Saturday, January 30, 2010

HOT Book Review! 6OO Hours of Edward by Craig Lancaster


   




Marking this one as one of my all time favorite reads! This book screams Oprah's Book Club pick, it is that awesome. I hope the author writes a continuation of Edward because I didn't want it to end! 
Edward is 39 and he says he is not stupid, he's mentally ill  and stupid he is not. 
Edward has a daily routine; he wakes in the morning, usually between 7:37 to 7:40 and he'll tell you that he  has waken at 7:37 15 times this year, 7:38 221 times and 7:39 22 times because he documents the time when he wakes up every morning. He also reads the newspaper a certain way and he documents the weather from the previous day.
Edward is a loner, he keeps to himself and doesn't talk to people if he doesn't have to but Edward decides after seeing the happy commercials about finding your soul mate to sign up to Montana Personal Connect. He tried EHarmony but they couldn't find anyone for him. This starts his "normal" life to twist and turn in a downhill spiral but the end was very sweet.
I'm not going to say any more because I would spoil it for you. You just have to read it!!

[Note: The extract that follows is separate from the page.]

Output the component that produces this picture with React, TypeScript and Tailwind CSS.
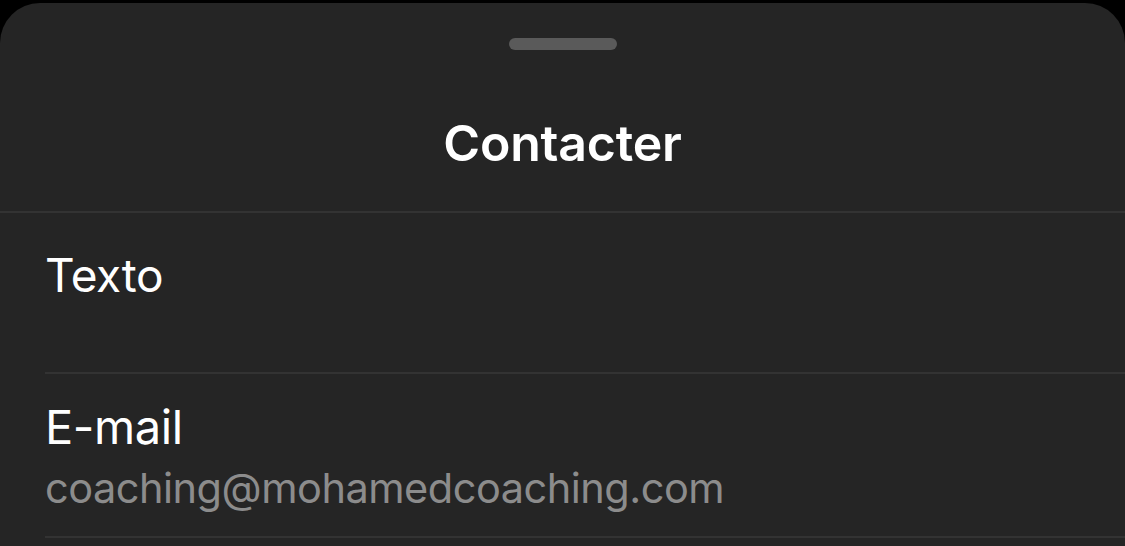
export default function App() {
  return (
    <div className="h-[546px] w-full overflow-hidden bg-black pt-[3px]" style={{ fontFamily: "Inter, 'Noto Sans', sans-serif" }}>
      <div className="h-full rounded-t-[40px] bg-[#252525]">
        {/* grabber */}
        <div className="flex justify-center pt-[35px]">
          <div className="h-[12px] w-[108px] rounded-full bg-[#5a5a5a]" />
        </div>

        {/* header */}
        <div className="flex h-[163px] items-center justify-center border-b-2 border-[#333333] pt-[26px]">
          <h1 className="text-[50px] font-semibold tracking-[-0.2px] text-white">Contacter</h1>
        </div>

        {/* options */}
        <div className="pl-[45px]">
          <div className="h-[161px] border-b-2 border-[#333333] pt-[35px]">
            <div className="text-[46px] leading-[54px] tracking-[-0.4px] text-white">Texto</div>
          </div>
          <div className="h-[164px] border-b-2 border-[#333333] pt-[26px]">
            <div className="text-[47px] leading-[54px] tracking-[-0.4px] text-white">E-mail</div>
            <div className="mt-[10px] text-[41.5px] leading-[48px] tracking-[-0.5px] text-[#8c8c8c]">coaching@mohamedcoaching.com</div>
          </div>
        </div>
      </div>
    </div>
  );
}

From the back of the book:

"Edward Stanton is a man hurtling headlong toward middle age. His mental illness has led him to be sequestered in his small house in a small city, where he keeps his distance from the outside world and the parents from whom he is largely estranged.
 For the most part, Edward sticks to things he can count on... and things he can count.  But over the course of 25 days (or 600 hours, as Edward prefers to look at it) several events puncture the walls Edward has built around himself. 
 In the end, he faces a choice: Open his life to experience and deal with the joys and heartaches that come with it, or remain behind his closed door, a solitary soul."

T. L Hines, author of Faces in the Fire and Waking Lazarus says:
 " This is the rare book that stay with you long after you read the last page.  With shades of Flowers for Algernon, author Craig Lancaster doesn't just give life to Edward Stanton's world; he gives life to the reader's world"  ---- That really says it all, its so true!






This one is a must read book, you won't be disappointed.


About the author from his website Craig Lancaster:




Craig Lancaster’s road to becoming a published novelist was, like that of many authors, a bit rocky. But the rocks weren’t nearly so tough to deal with as the deer.

“I crashed a motorcycle at 60 miles per hour on the interstate in July 2008 after a buck jumped out on me,” Lancaster says. “Broken ribs, road rash, collapsed lung. It was a mess.”

A couple of months later, as Lancaster wound down his recuperation, a friend asked him to make a run at National Novel Writing Month, the annual 30-day dash in which writers are challenged to put down at least 50,000 words. It’s something Lancaster had attempted before but had never seen through.

“I was reluctant to do it again,” he says. “I was still in a bit of pain, and I didn’t really want to do anything that would lead to more disappointment.

“But the more I thought about it, the more excited I got. If you have a traumatic injury and make it through, you can’t help but think about the things you’ve always wanted to do and haven’t, for whatever reason. So I took the chance.”

The results exceeded his expectations – and exceeded the requirements of the event known as NaNoWriMo. Lancaster wrote nearly 80,000 words in the first 24 days of November 2008, laying the foundation of what would become his debut novel, 600 HOURS OF EDWARD. The story centers on a middle-aged man, Edward Stanton, who has Asperger syndrome and obsessive-compulsive disorder and has settled into a life largely devoid of human contact. In 25 days one autumn – 600 hours – the world he has kept at bay crashes onto his front step and forces him to deal with the fallout.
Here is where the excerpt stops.